Gtools commands with a Stata equivalent

Function Replaces Speedup (IC / MP) Unsupported Extras
gcollapse collapse -0.5 to 2 (Stata 17+); 4 to 100 (Stata 16 and earlier) Quantiles, merge, labels, nunique, etc.
greshape reshape 4 to 20 / 4 to 15 "advanced syntax" fast, spread/gather (tidyr equiv)
gegen egen 9 to 26 / 4 to 9 (+,.) labels Weights, quantiles, nunique, etc.
gcontract contract 5 to 7 / 2.5 to 4
gisid isid 8 to 30 / 4 to 14 using, sort if, in
glevelsof levelsof 3 to 13 / 2 to 7 Multiple variables, arbitrary levels
gduplicates duplicates 8 to 16 / 3 to 10
gquantiles xtile 10 to 30 / 13 to 25 (-) by(), various (see usage)
pctile 13 to 38 / 3 to 5 (-) Ibid.
_pctile 25 to 40 / 3 to 5 Ibid.
gstats tab tabstat 10 to 50 / 5 to 30 (-) See remarks various (see usage)
gstats sum sum, detail 10 to 20 / 5 to 10 See remarks various (see usage)

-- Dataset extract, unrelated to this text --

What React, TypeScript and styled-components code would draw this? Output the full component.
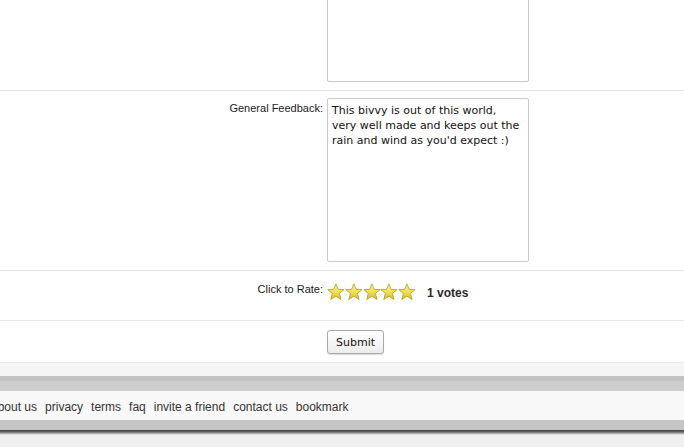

(+) The upper end of the speed improvements are for quantiles (e.g. median, iqr, p90) and few groups. Weights have not been benchmarked.

(.) Only gegen group was benchmarked rigorously.

(-) Benchmarks computed 10 quantiles. When computing a large number of quantiles (e.g. thousands) pctile and xtile are prohibitively slow due to the way they are written; in that case gquantiles is hundreds or thousands of times faster, but this is an edge case.

Extra commands

Function Similar (SSC/SJ) Speedup (IC / MP) Notes
fasterxtile fastxtile 20 to 30 / 2.5 to 3.5 Allows by()
egenmisc (SSC) (-) 8 to 25 / 2.5 to 6
astile (SSC) (-) 8 to 12 / 3.5 to 6
gstats hdfe (.) Allows weights, by()
gstats winsor winsor2 10 to 40 / 10 to 20 Allows weights
gunique unique 4 to 26 / 4 to 12
gdistinct distinct 4 to 26 / 4 to 12 Also saves results in matrix
gtop (gtoplevelsof) groups, select() (+) See table notes (+)
gstats range rangestat 10 to 20 / 10 to 20 Allows weights; no flex stats
gstats transform Various statistical functions

(-) fastxtile from egenmisc and astile were benchmarked against gquantiles, xtile (fasterxtile) using by().

(+) While similar to the user command 'groups' with the 'select' option, gtoplevelsof does not really have an equivalent. It is several dozen times faster than 'groups, select', but that command was not written with the goal of gleaning the most common levels of a varlist. Rather, it has a plethora of features and that one is somewhat incidental. As such, the benchmark is not equivalent and gtoplevelsof does not attempt to implement the features of 'groups'

(.) Other than the dated 'hdfe' command, I do not know of a stata command that residualizes variables from a set of fixed effects. The 'hdfe' command, as far as I can tell, morphed into the 'reghdfe' package; the latter, however, is a fully-functioning regression command, while 'gstats hdfe' only residualizes a set of variables.